Parte integrante dell’esperienza è stata, ovviamente, la meravigliosa città che ci ha ospitato: non avevamo tanto tempo libero a nostra disposizione, ma abbiamo cercato di sfruttare ogni momento per visitare New York. Piano piano ho iniziato a conoscerla: mi sono persa passeggiando per le vie di Manhattan, per i negozietti di Brooklyn, il lungomare e le statue di Central Park, e ho visitato alcuni tra i musei più importanti al mondo. Mi sono commossa al memorial di Ground Zero ed emozionata sul tetto del Rockfeller Center al tramonto, ho visto la Statua della Libertà ed Ellis Island con il suo museo dell’immigrazione. Ho avuto la fortuna di assistere a uno spettacolo di Broadway (omaggio della School of Visual Arts) e a una partita di baseball allo Yankee Stadium, ho gustato ottimi brunch della domenica e cocktail sui rooftop con vista sull’Empire: a volte sembrava davvero di vivere in un film. Parlando con qualche americano, poi, ho capito che New York è davvero la città della libertà, dove ognuno può essere ciò che vuole, libero da giudizi e da condizionamenti esterni.

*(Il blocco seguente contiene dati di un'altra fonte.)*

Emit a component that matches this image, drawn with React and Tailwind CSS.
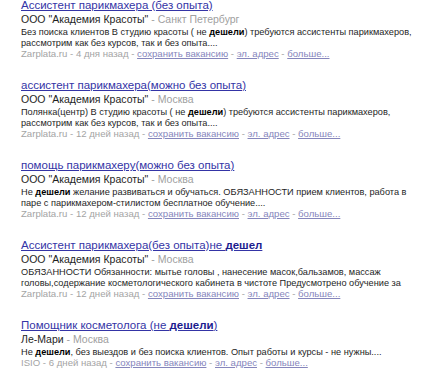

Al mio rientro in Italia, ho riportato a casa una valigia molto più ricca rispetto a quella con cui sono partita: l’ho riempita con i preziosi insegnamenti e consigli dei professori, con l’emozione del grande schermo e la soddisfazione del vedere il proprio lavoro prendere forma giorno dopo giorno, con una consapevolezza diversa e nuova di me stessa, che solo un’esperienza così intensa può dare, e con la gioia di avere stretto e rafforzato legami importanti e profondi con i miei compagni di avventura.